Friday, September 23, 2005

my own ramblings (with apologies to simmons)

thoughts while sitting at home on a friday, waiting for 18 rugby jerseys to dry so we can get them all dirty again tomorrow against yale grad school...

if keith foulke goes down for the season and nobody's there to hear it, does he make a noise?

there's nothing like the first sub-40 degree day in new england. nothing.

i don't care if there's 40 or 40,000 people attending a fair, there's still no better place to go people-watching.

if you dress up your dog in clothes, you deserve to be shaved like a poodle.

when i become a famous rock star (and i will), i won't wear any clothes i wouldn't have worn before i became famous.

that includes tuxedoes and t-shirts over $17. unless they're made out of tekware, capeline or any other waterproof/breathable fabric. then the sky's the limit.

i lived there. i became immersed in the culture. i love the place. i still have friends there. yet, outside of monty python, lock stock & two smoking barrels and the original italian job, i have a really, really, REALLY hard time finding british humo(u)r funny.

you don't have to smoke reefer to love jambands.

a beer at 3pm in the office helps promote a healthy work environment.

being stuck inside on a friday night sucks.

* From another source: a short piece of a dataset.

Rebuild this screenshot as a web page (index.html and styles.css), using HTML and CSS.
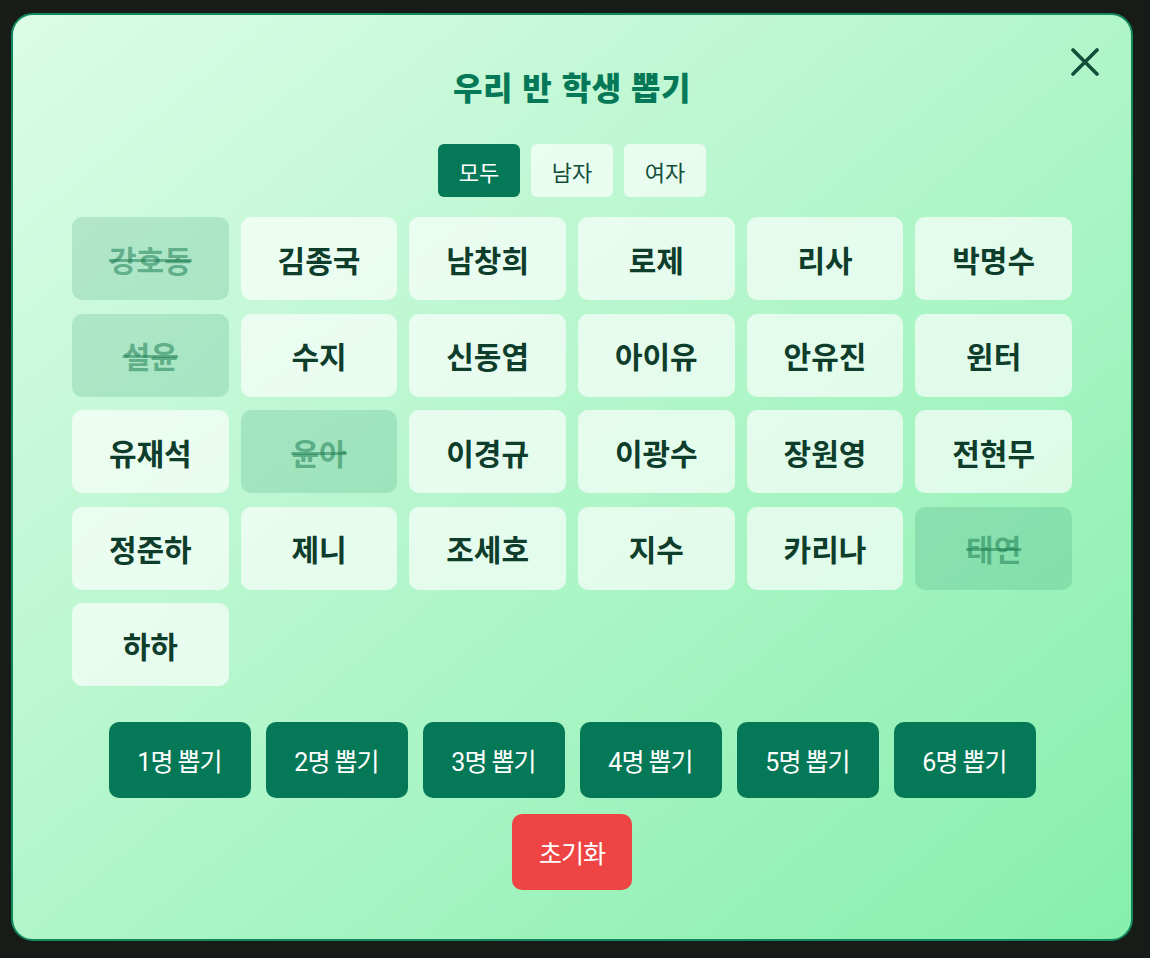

when you're a three-time superbowl champion in the midst of a dynasty, and you have a bad week (even though you lost to potentially the best team in the NFC), how in the blue hell can you be installed as a three-point underdog? vegas, help me out on this one...

it's going to be fun to watch the NHL again.

the police were the greatest trio of all time. and, once again with apologies to the sports guy, i will not argue about this. one of the top five drummers ever, a criminally underrated guitar player, and one hell of a bassist writing amazing tunes while being a consummate frontman. gold.

is there anything more intriguing than discovering a disposable camera you haven't sent to the lab for developing yet?

if there's a gaggle of female coworkers giggling together in a circle, do you want to know what they're giggling about? i mean, it could be about you, or it could be something so terrible you'd be scarred for life by finding out...

i'm completely out of touch with MTV. do they still show videos? help me out on this.

the weather's better in california right now.

somewhere, there's someone lighting a pair of skis in sacrifice to Ullr, the god of snow, right now.

if that someone is you, i bow to your buddha nature...

...it'll be me before too long.

i just ordered a new mountain bike. it'll be arriving within two weeks. i'm only going to be able to ride it for about two months before it goes into hibernation for the winter. despite that, it's still the unquestioned highlight of my past month.

is it necesarry to have more than four pairs of skis? what if you use all of them?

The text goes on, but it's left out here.